News & Analysis

Jay Powell and the stable USD: Federal Reserve goes the conservative route for now

Andrew Saks, Tuesday, 23 November 2021

Stagnation in the currency markets has been a bugbear for many years, so much that many derivatives brokerages and electronic markets have built their entire business models on non-volatile currency markets.

So much so that currency trading has been usurped by stock CFD trading and commodity trading over recent times, largely due to the more significant daily movements in listed company stock and the recent price fluctuations in certain commodities such as oil and gas that the energy supply wranglings have had this year.

However, when a major central bank votes on its leadership, small ripples of volatility in an otherwise millpond-like major currency price market tend to occur.

Jerome H Powell, known as Jay Powell, has been elected for a second term as chair of the US Federal Reserve, which has had a light impact on the US futures market, and the US dollar jumped across the board as the US Dollar index rose by 0.2%.

0.2% does not seem much of a move, however USDGBP is now standing at 1.34, which demonstrates a considerable strengthening by the Dollar, putting it at the same value a that of ten days ago on November 13, 2021, when it was at a one month high.

This strengthening of the dollar is perhaps of interest to day traders, and is, whilst quite small, still a welcome movement for the currency markets which have languished in a shadow of surprising stability throughout this year of market turmoil, SPAC listings, oil price rises, climate clamour, unusual government policy and energy shortages which has brought rapid price movements in other asset classes.

The real aspect of interest is perhaps not the small move the US dollar made, but the reason that it only made a small move. Largely, many analysts are considering that the re-election of Mr Powell has bolstered confidence, as his track record is known and therefore the markets have shown a slight upward direction in dollar values due to the potential stability Mr Powell can bring, without huge value appreciation as Mr Powell's record is one of steady rather than radical policy.

Back in August, Mr Powell took a very conservative view on tackling inflation, noting that it had risen to 4.2% which is, to say the least, high.

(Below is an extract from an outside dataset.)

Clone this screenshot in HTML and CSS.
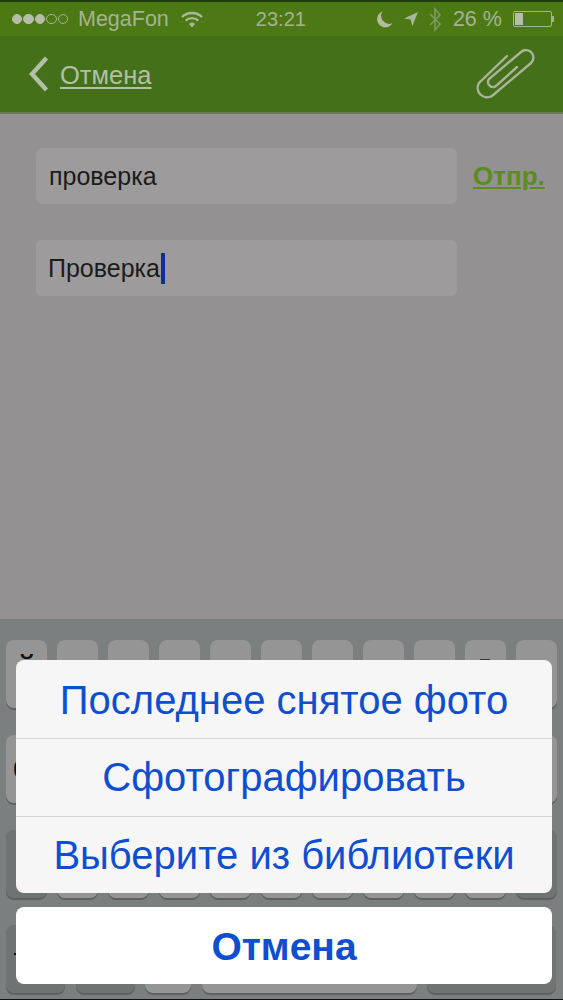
FILE: index.html
```html
<!DOCTYPE html>
<html lang="ru">
<head>
    <meta charset="UTF-8">
    <meta name="viewport" content="width=device-width, initial-scale=1.0">
    <title>Отправка</title>
    <link rel="stylesheet" href="styles.css">
</head>
<body>
    <div class="screen">
        <div class="status">
            <div class="dots">
                <i class="on"></i><i class="on"></i><i class="on"></i><i></i><i></i>
            </div>
            <span class="carrier">MegaFon</span>
            <svg class="wifi" width="22" height="17" viewBox="0 0 22 17">
                <path d="M1 6a14.500 14.500 0 0 1 20 0" fill="none" stroke="#a9b89a" stroke-width="2.400"/>
                <path d="M4.600 9.600a9.400 9.400 0 0 1 12.800 0" fill="none" stroke="#a9b89a" stroke-width="2.400"/>
                <path d="M8 13a4.400 4.400 0 0 1 6 0l-3 3.400z" fill="#a9b89a"/>
            </svg>
            <span class="time">23:21</span>
            <svg class="moon" width="18" height="17" viewBox="0 0 18 17">
                <path d="M7.500 0.500a8.200 8.200 0 1 0 10 11.600a8 8 0 0 1-10-11.600z" fill="#b0bba2"/>
            </svg>
            <svg class="arrow" width="14" height="14" viewBox="0 0 14 14">
                <path d="M14 0L0 6.500l6.600.9L8.400 14z" fill="#a9b89a"/>
            </svg>
            <svg class="bt" width="14" height="25" viewBox="0 0 14 25">
                <path d="M2 7l10 10-5 6V2l5 6L2 18" fill="none" stroke="#7f9a66" stroke-width="1.500"/>
            </svg>
            <span class="percent">26 %</span>
            <div class="battery"><div class="battery-fill"></div></div>
            <div class="battery-tip"></div>
        </div>

        <div class="nav">
            <svg class="chevron" width="20" height="36" viewBox="0 0 20 36">
                <path d="M17.500 2L3 18l14.500 16" fill="none" stroke="#b3bfa6" stroke-width="4.400"/>
            </svg>
            <a class="nav-link">Отмена</a>
            <svg class="clip" width="70" height="60" viewBox="0 0 70 60">
                <path d="M37 12L9 39A9.500 9.500 0 0 0 22 52L61 19A7 7 0 0 0 51 8L19 35A4 4 0 0 0 27 41L47 23" fill="none" stroke="#a9b49b" stroke-width="2.400" stroke-linecap="round"/>
            </svg>
        </div>

        <div class="form">
            <div class="form-row">
                <div class="field">проверка</div>
                <a class="send">Отпр.</a>
            </div>
            <div class="form-row">
                <div class="field field-second">Проверка<span class="caret"></span></div>
            </div>
        </div>

        <div class="keyboard">
            <div class="key-row">
                <div class="key">й</div><div class="key"></div><div class="key"></div><div class="key"></div><div class="key"></div><div class="key"></div><div class="key"></div><div class="key"></div><div class="key"></div><div class="key"><span class="key-tip"></span></div><div class="key"></div>
            </div>
            <div class="key-row">
                <div class="key key-side">ф</div><div class="key"></div><div class="key"></div><div class="key"></div><div class="key"></div><div class="key"></div><div class="key"></div><div class="key"></div><div class="key"></div><div class="key"></div><div class="key"></div>
            </div>
            <div class="key-row">
                <div class="key key-dark"></div><div class="key"></div><div class="key"></div><div class="key"></div><div class="key"></div><div class="key"></div><div class="key"></div><div class="key"></div><div class="key"></div><div class="key"></div><div class="key key-dark"></div>
            </div>
            <div class="key-row key-row-bottom">
                <div class="key key-dark"><span class="key-speck"></span></div>
                <div class="key key-dark"></div>
                <div class="key"></div>
                <div class="key"></div>
                <div class="key key-dark"></div>
            </div>
        </div>

        <div class="sheet">
            <div class="sheet-group">
                <div class="sheet-item">Последнее снятое фото</div>
                <div class="sheet-item">Сфотографировать</div>
                <div class="sheet-item">Выберите из библиотеки</div>
            </div>
            <div class="sheet-cancel">Отмена</div>
        </div>
    </div>
</body>
</html>
```

FILE: styles.css
```css
body {
    margin: 0;
    background-color: #111;
    font-family: "Liberation Sans", Arial, sans-serif;
}
.screen {
    position: relative;
    display: flex;
    flex-direction: column;
    width: 563px;
    height: 999px;
    overflow: hidden;
    background-color: #939191;
}
.status {
    display: flex;
    align-items: center;
    height: 34px;
    padding-left: 11.500px;
    border-top: 2px solid #1f3d0e;
    background-color: #4d7914;
    color: #a4b394;
    font-size: 21.500px;
}
.dots {
    display: flex;
    gap: 1px;
}
.dots i {
    width: 8.500px;
    height: 8.500px;
    border: 1px solid #a4b394;
    border-radius: 50%;
}
.dots .on {
    background-color: #b6bdab;
    border-color: #b6bdab;
}
.carrier {
    margin-left: 10px;
}
.wifi {
    margin-left: 12px;
}
.time {
    margin-left: 53px;
    font-size: 20px;
}
.moon {
    margin-left: 69px;
}
.arrow {
    margin-left: 11px;
}
.bt {
    margin-left: 10px;
}
.percent {
    margin-left: 11px;
    width: 60px;
    white-space: nowrap;
}
.battery {
    width: 35px;
    height: 12px;
    border: 1px solid #a4b394;
    border-radius: 2px;
    padding: 1px;
}
.battery-fill {
    width: 8px;
    height: 12px;
    background-color: #b6bdab;
}
.battery-tip {
    width: 2px;
    height: 6px;
    background-color: #a4b394;
}
.nav {
    display: flex;
    align-items: center;
    height: 78px;
    padding: 0 23px 0 29px;
    box-sizing: border-box;
    border-bottom: 2px solid #6a7a58;
    background-color: #45701a;
    color: #b3bfa6;
}
.nav-link {
    flex: 1;
    margin-left: 11px;
    padding-top: 3px;
    font-size: 25.500px;
    text-decoration: underline;
    text-underline-offset: 3px;
}
.chevron {
    flex-shrink: 0;
}
.form {
    flex: 1;
    padding: 34px 10px 0 36px;
}
.form-row {
    display: flex;
    align-items: center;
    margin-bottom: 36px;
}
.field {
    display: flex;
    align-items: center;
    flex-shrink: 0;
    width: 408px;
    height: 56px;
    padding-left: 13px;
    border-radius: 6px;
    background-color: #9d9b9b;
    color: #1b1b1b;
    font-size: 25px;
}
.field-second {
    padding-left: 12px;
    width: 409px;
}
.caret {
    width: 4px;
    height: 31px;
    margin-left: 1px;
    background-color: #0c2f9a;
}
.send {
    margin-left: 16px;
    color: #5b8c1e;
    font-size: 26px;
    font-weight: bold;
    text-decoration: underline;
}
.keyboard {
    display: flex;
    flex-direction: column;
    gap: 27px;
    height: 380px;
    box-sizing: border-box;
    padding: 21px 6px 0;
    background-color: #7b7f7f;
}
.key-row {
    display: grid;
    grid-template-columns: repeat(11, 1fr);
    column-gap: 9.500px;
    height: 68px;
}
.key-row-bottom {
    grid-template-columns: 59px 59px 46px 215px 129px;
    column-gap: 10.500px;
}
.key {
    display: flex;
    justify-content: center;
    padding-top: 8px;
    box-sizing: border-box;
    border-radius: 8px;
    background-color: #959595;
    box-shadow: 0 2px 0 #5f6262;
    color: #111;
    font-size: 34px;
}
.key-side {
    padding-top: 12px;
}
.key-dark {
    background-color: #6f7373;
}
.key-tip {
    width: 10px;
    height: 2px;
    margin-top: 11px;
    background-color: #333;
}
.key-speck {
    width: 2px;
    height: 2px;
    margin: 20px 0 0 -42px;
    background-color: #111;
}
.sheet {
    position: absolute;
    left: 16px;
    top: 660px;
    width: 536px;
    display: flex;
    flex-direction: column;
    gap: 14px;
    color: #0f4ecf;
    font-size: 40px;
    text-align: center;
}
.sheet-group {
    border-radius: 8px;
    overflow: hidden;
    background-color: #f6f6f7;
}
.sheet-item {
    height: 78px;
    line-height: 80px;
    white-space: nowrap;
    box-sizing: border-box;
}
.sheet-item + .sheet-item {
    border-top: 1px solid #d6d6d6;
    line-height: 76px;
}
.sheet-item:last-child {
    height: 77px;
}
.sheet-cancel {
    height: 77px;
    line-height: 79px;
    border-radius: 8px;
    background-color: #fff;
    font-size: 39px;
    font-weight: bold;
}
```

In his address at the time, Mr Powell gave a positive outlook, having stated that businesses and consumers widely reported upward pressure on prices and wages, however noting that due to it being well above the 2% estimated average, inflation at these levels was a cause for concern, but that such concern was tempered by a number of factors that suggest that these elevated readings are likely to prove temporary.

He looked at the recovery by US businesses from the effect of lockdowns, and that this had been largely the product of a relatively narrow group of goods and services that have been directly affected by the lockdowns and the subsequent reopening of the economy. Durable goods alone contributed about 1 percentage point to the 12‑month measures of headline and core inflation as of August this year.

The problem is, of course, that here we are in November and inflation is still high.

Mr Powell has done well in resisting any interest rate rises, however if eventually the inflation cannot be sustained and interest rates rise like they did in 1991 in the United Kingdom, the US dollar would likely be very adversely affected and Mr Powell's calming effect on investor confidence may well be reviewed very quickly.